On August 21, 2013, the Office of the DNI declassified a collection of relevant documents with Clapper providing an overview in a release letter (
Document 123). Included in the documents were a directive on minimization (
Document 38) — which was a more recent version of one of the documents that first appeared in
The Guardian (
Document 26) — as well as testimony before closed Congressional hearings (
Document 41) and a semiannual compliance report (
Document 113). In addition, there were three 2011-2012 opinions (
Document 35,
Document 40,
Document 48) from the Foreign Intelligence Surveillance Court. The first of the opinions had been the subject of a lawsuit by the Electronic Frontier Foundation. It noted that "one aspect of the proposed collection — the 'upstream collection' of Internet transactions — is in some respects, deficient on statutory and constitutional grounds." The subsequent opinions (
Document 40,
Document 48) discussed the adequacy of the government's response to the court's criticism.

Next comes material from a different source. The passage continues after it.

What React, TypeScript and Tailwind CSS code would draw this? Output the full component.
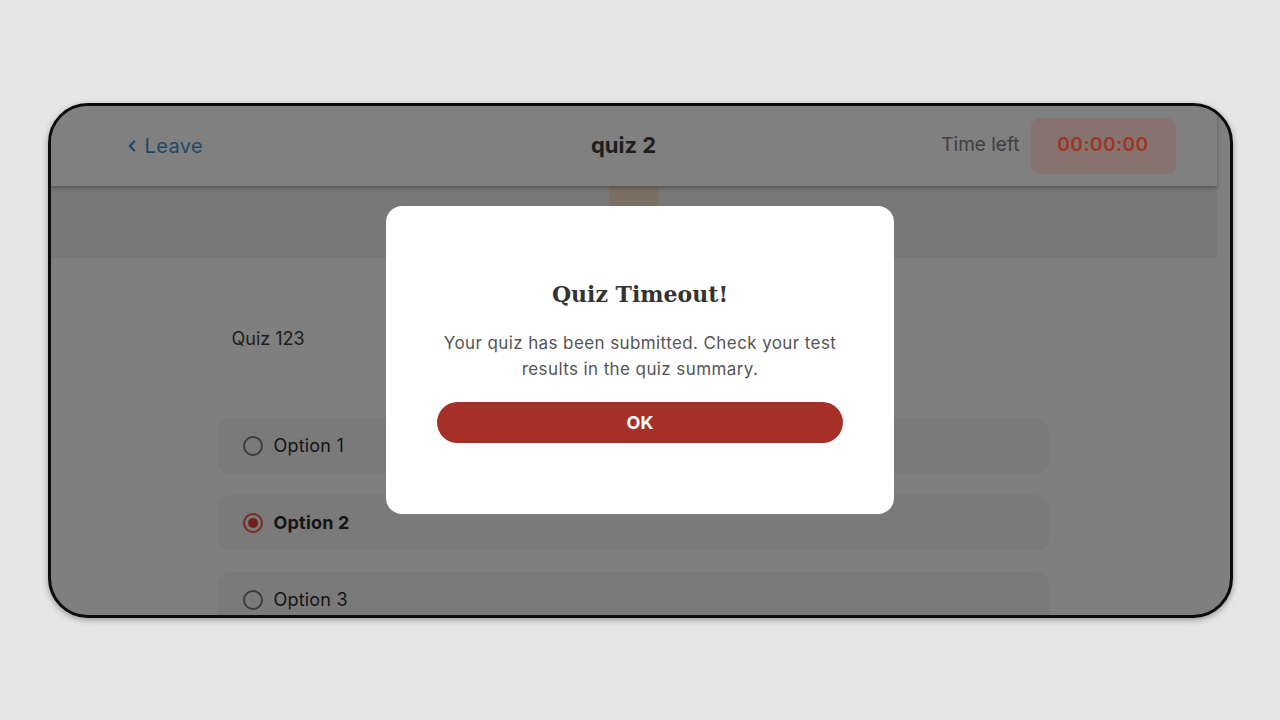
import { ChevronLeft } from "lucide-react";

const font = { fontFamily: "Inter, 'Noto Sans', sans-serif" };

function Radio({ checked }: { checked?: boolean }) {
  if (checked) {
    return (
      <span className="flex h-5 w-5 items-center justify-center rounded-full border-2 border-[#7a2a22]">
        <span className="h-[10px] w-[10px] rounded-full bg-[#6e1f18]" />
      </span>
    );
  }
  return <span className="h-5 w-5 rounded-full border-2 border-[#3c3c3c]" />;
}

function Option({ label, checked }: { label: string; checked?: boolean }) {
  return (
    <div className="flex h-[56px] items-center gap-[11px] rounded-[14px] bg-[#7a7a7a] px-[26px]">
      <Radio checked={checked} />
      <span className={`text-[18px] tracking-[0.2px] text-[#141414] ${checked ? "font-bold" : "font-normal"}`}>{label}</span>
    </div>
  );
}

export default function App() {
  return (
    <div className="flex h-screen w-screen items-center justify-center bg-[#e6e6e6]" style={font}>
      <div className="h-[515px] w-[1185px] overflow-hidden rounded-[40px] border-[3px] border-[#0c0c0c] bg-[#7f7f7f] shadow-[0_2px_6px_rgba(0,0,0,0.35)]">
        <div className="relative h-full w-full">
          <div className="flex h-full w-[1166px] flex-col">
            <header className="relative z-10 flex h-[80px] shrink-0 items-center bg-[#808080] pl-[72px] pr-[41px] shadow-[0_2px_4px_rgba(0,0,0,0.3)]">
              <div className="flex w-[355px] items-center gap-[4px] text-[#1f4868]">
                <ChevronLeft size={18} strokeWidth={3} />
                <span className="text-[20px] tracking-[0.4px]">Leave</span>
              </div>
              <div className="flex-1 text-center text-[22px] font-bold text-[#1e1e1e]">quiz 2</div>
              <div className="flex w-[406px] items-center justify-end gap-[11px]">
                <span className="text-[19px] text-[#3f3f3f]">Time left</span>
                <div className="flex h-[56px] w-[145px] items-center justify-center rounded-[9px] bg-[#86736f]">
                  <span className="text-[19px] font-semibold tracking-[0.5px] text-[#9e3522]">00:00:00</span>
                </div>
              </div>
            </header>
            <div className="flex h-[72px] shrink-0 justify-center bg-[#787878]">
              <div className="w-[50px] bg-[#7c7065]" />
            </div>
            <main className="flex flex-1 flex-col pl-[166px] pr-[168px] pt-[67px]">
              <div className="pl-[15px] text-[18px] text-[#1c1c1c]">Quiz 123</div>
              <div className="mt-[66px] flex flex-col gap-[21px]">
                <Option label="Option 1" />
                <Option label="Option 2" checked />
                <Option label="Option 3" />
              </div>
            </main>
          </div>

          <div className="absolute inset-0 flex items-center justify-center">
            <div className="flex h-[308px] w-[508px] flex-col items-center rounded-[16px] bg-white px-[51px] pt-[72px]">
              <h2
                className="text-[22px] font-bold text-[#333333]"
                style={{ fontFamily: "'DejaVu Serif', 'Liberation Serif', serif" }}
              >
                Quiz Timeout!
              </h2>
              <p className="mt-[19px] text-center text-[17px] leading-[26px] tracking-[0.4px] text-[#555555]">
                Your quiz has been submitted. Check your test
                <br />
                results in the quiz summary.
              </p>
              <button className="mt-[20px] flex h-[41px] w-full items-center justify-center rounded-full bg-[#a63027] text-[18px] font-bold text-white">
                OK
              </button>
            </div>
          </div>
        </div>
      </div>
    </div>
  );
}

Compliance violations had been noted several days before the release in a press briefing (
Document 120) by John DeLong, NSA's director of compliance. His disclosures produced reactions from Senate intelligence chairman Feinstein and committee members Wyden and Udall. Feinstein stated (
Document 122) that her committee had "never identified an instance in which the NSA has intentionally abused its authority to conduct surveillance for inappropriate purposes," while Wyden and Udall wrote (
Document 121) that "we believe Americans should know that this confirmation is just the tip of a larger iceberg."